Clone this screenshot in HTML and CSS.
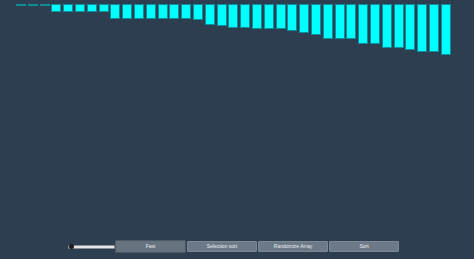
FILE: index.html
```html
<!DOCTYPE html>
<html>
<head>
<meta charset="utf-8">
<link rel="stylesheet" href="styles.css">
</head>
<body>
<div class="bars">
  <div class="bar" style="height:2px"></div>
  <div class="bar" style="height:2px"></div>
  <div class="bar" style="height:2px"></div>
  <div class="bar" style="height:8px"></div>
  <div class="bar" style="height:8px"></div>
  <div class="bar" style="height:8px"></div>
  <div class="bar" style="height:8px"></div>
  <div class="bar" style="height:8px"></div>
  <div class="bar" style="height:15px"></div>
  <div class="bar" style="height:15px"></div>
  <div class="bar" style="height:15px"></div>
  <div class="bar" style="height:15px"></div>
  <div class="bar" style="height:15px"></div>
  <div class="bar" style="height:15px"></div>
  <div class="bar" style="height:15px"></div>
  <div class="bar" style="height:16px"></div>
  <div class="bar" style="height:21px"></div>
  <div class="bar" style="height:22px"></div>
  <div class="bar" style="height:24px"></div>
  <div class="bar" style="height:24px"></div>
  <div class="bar" style="height:25px"></div>
  <div class="bar" style="height:25px"></div>
  <div class="bar" style="height:25px"></div>
  <div class="bar" style="height:27px"></div>
  <div class="bar" style="height:29px"></div>
  <div class="bar" style="height:31px"></div>
  <div class="bar" style="height:35px"></div>
  <div class="bar" style="height:35px"></div>
  <div class="bar" style="height:35px"></div>
  <div class="bar" style="height:40px"></div>
  <div class="bar" style="height:40px"></div>
  <div class="bar" style="height:44px"></div>
  <div class="bar" style="height:44px"></div>
  <div class="bar" style="height:46px"></div>
  <div class="bar" style="height:48px"></div>
  <div class="bar" style="height:48px"></div>
  <div class="bar" style="height:51px"></div>
</div>
<div class="controls">
  <input class="speed" type="range" min="0" max="100" value="0">
  <button class="btn btn-active">Fast</button>
  <button class="btn">Selection sort</button>
  <button class="btn">Randomize Array</button>
  <button class="btn">Sort</button>
</div>
</body>
</html>
```
FILE: styles.css
```css
html, body {
  margin: 0;
  padding: 0;
}
body {
  width: 474px;
  height: 259px;
  background: #2c3e50;
  font-family: "Liberation Sans", Arial, sans-serif;
  overflow: hidden;
  display: flex;
  flex-direction: column;
}
.bars {
  display: flex;
  align-items: flex-start;
  gap: 1.8px;
  padding: 4px 0 0 16px;
  height: 236px;
  box-sizing: border-box;
}
.bar {
  width: 10px;
  box-sizing: border-box;
  background: #00ffff;
  border: 1px solid rgba(22, 50, 70, 0.55);
}
.controls {
  display: flex;
  align-items: center;
  padding-left: 68px;
  height: 13px;
  margin-top: 4px;
}
.speed {
  -webkit-appearance: none;
  appearance: none;
  width: 47px;
  height: 4px;
  margin: 0;
  padding: 0;
  background: #e6e6e6;
  border: 1px solid #8a8f95;
  border-radius: 1px;
  box-sizing: border-box;
}
.speed::-webkit-slider-thumb {
  -webkit-appearance: none;
  appearance: none;
  width: 5px;
  height: 5px;
  margin-top: -1px;
  border-radius: 50%;
  background: #1c1c1c;
  border: none;
}
.btn {
  width: 70px;
  height: 11px;
  margin: 0 0 0 1px;
  padding: 0;
  background: #6c7a87;
  color: #e9edf0;
  border: 1px solid #7d8a96;
  border-radius: 1px;
  font-family: "Liberation Sans", Arial, sans-serif;
  font-size: 5px;
  line-height: 9px;
  box-sizing: border-box;
}
.btn-active {
  width: 71px;
  height: 13px;
  margin-left: 0;
  border: 1px solid #4c5864;
  background: #66737f;
}
```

+-------+

## Task description
Return the material exactly as given, apart from the pictures.

## Reply to the exercise
Clone this screenshot in HTML and CSS.
FILE: index.html
```html
<!DOCTYPE html>
<html>
<head>
<meta charset="utf-8">
<link rel="stylesheet" href="styles.css">
</head>
<body>
<div class="bars">
  <div class="bar" style="height:2px"></div>
  <div class="bar" style="height:2px"></div>
  <div class="bar" style="height:2px"></div>
  <div class="bar" style="height:8px"></div>
  <div class="bar" style="height:8px"></div>
  <div class="bar" style="height:8px"></div>
  <div class="bar" style="height:8px"></div>
  <div class="bar" style="height:8px"></div>
  <div class="bar" style="height:15px"></div>
  <div class="bar" style="height:15px"></div>
  <div class="bar" style="height:15px"></div>
  <div class="bar" style="height:15px"></div>
  <div class="bar" style="height:15px"></div>
  <div class="bar" style="height:15px"></div>
  <div class="bar" style="height:15px"></div>
  <div class="bar" style="height:16px"></div>
  <div class="bar" style="height:21px"></div>
  <div class="bar" style="height:22px"></div>
  <div class="bar" style="height:24px"></div>
  <div class="bar" style="height:24px"></div>
  <div class="bar" style="height:25px"></div>
  <div class="bar" style="height:25px"></div>
  <div class="bar" style="height:25px"></div>
  <div class="bar" style="height:27px"></div>
  <div class="bar" style="height:29px"></div>
  <div class="bar" style="height:31px"></div>
  <div class="bar" style="height:35px"></div>
  <div class="bar" style="height:35px"></div>
  <div class="bar" style="height:35px"></div>
  <div class="bar" style="height:40px"></div>
  <div class="bar" style="height:40px"></div>
  <div class="bar" style="height:44px"></div>
  <div class="bar" style="height:44px"></div>
  <div class="bar" style="height:46px"></div>
  <div class="bar" style="height:48px"></div>
  <div class="bar" style="height:48px"></div>
  <div class="bar" style="height:51px"></div>
</div>
<div class="controls">
  <input class="speed" type="range" min="0" max="100" value="0">
  <button class="btn btn-active">Fast</button>
  <button class="btn">Selection sort</button>
  <button class="btn">Randomize Array</button>
  <button class="btn">Sort</button>
</div>
</body>
</html>
```
FILE: styles.css
```css
html, body {
  margin: 0;
  padding: 0;
}
body {
  width: 474px;
  height: 259px;
  background: #2c3e50;
  font-family: "Liberation Sans", Arial, sans-serif;
  overflow: hidden;
  display: flex;
  flex-direction: column;
}
.bars {
  display: flex;
  align-items: flex-start;
  gap: 1.8px;
  padding: 4px 0 0 16px;
  height: 236px;
  box-sizing: border-box;
}
.bar {
  width: 10px;
  box-sizing: border-box;
  background: #00ffff;
  border: 1px solid rgba(22, 50, 70, 0.55);
}
.controls {
  display: flex;
  align-items: center;
  padding-left: 68px;
  height: 13px;
  margin-top: 4px;
}
.speed {
  -webkit-appearance: none;
  appearance: none;
  width: 47px;
  height: 4px;
  margin: 0;
  padding: 0;
  background: #e6e6e6;
  border: 1px solid #8a8f95;
  border-radius: 1px;
  box-sizing: border-box;
}
.speed::-webkit-slider-thumb {
  -webkit-appearance: none;
  appearance: none;
  width: 5px;
  height: 5px;
  margin-top: -1px;
  border-radius: 50%;
  background: #1c1c1c;
  border: none;
}
.btn {
  width: 70px;
  height: 11px;
  margin: 0 0 0 1px;
  padding: 0;
  background: #6c7a87;
  color: #e9edf0;
  border: 1px solid #7d8a96;
  border-radius: 1px;
  font-family: "Liberation Sans", Arial, sans-serif;
  font-size: 5px;
  line-height: 9px;
  box-sizing: border-box;
}
.btn-active {
  width: 71px;
  height: 13px;
  margin-left: 0;
  border: 1px solid #4c5864;
  background: #66737f;
}
```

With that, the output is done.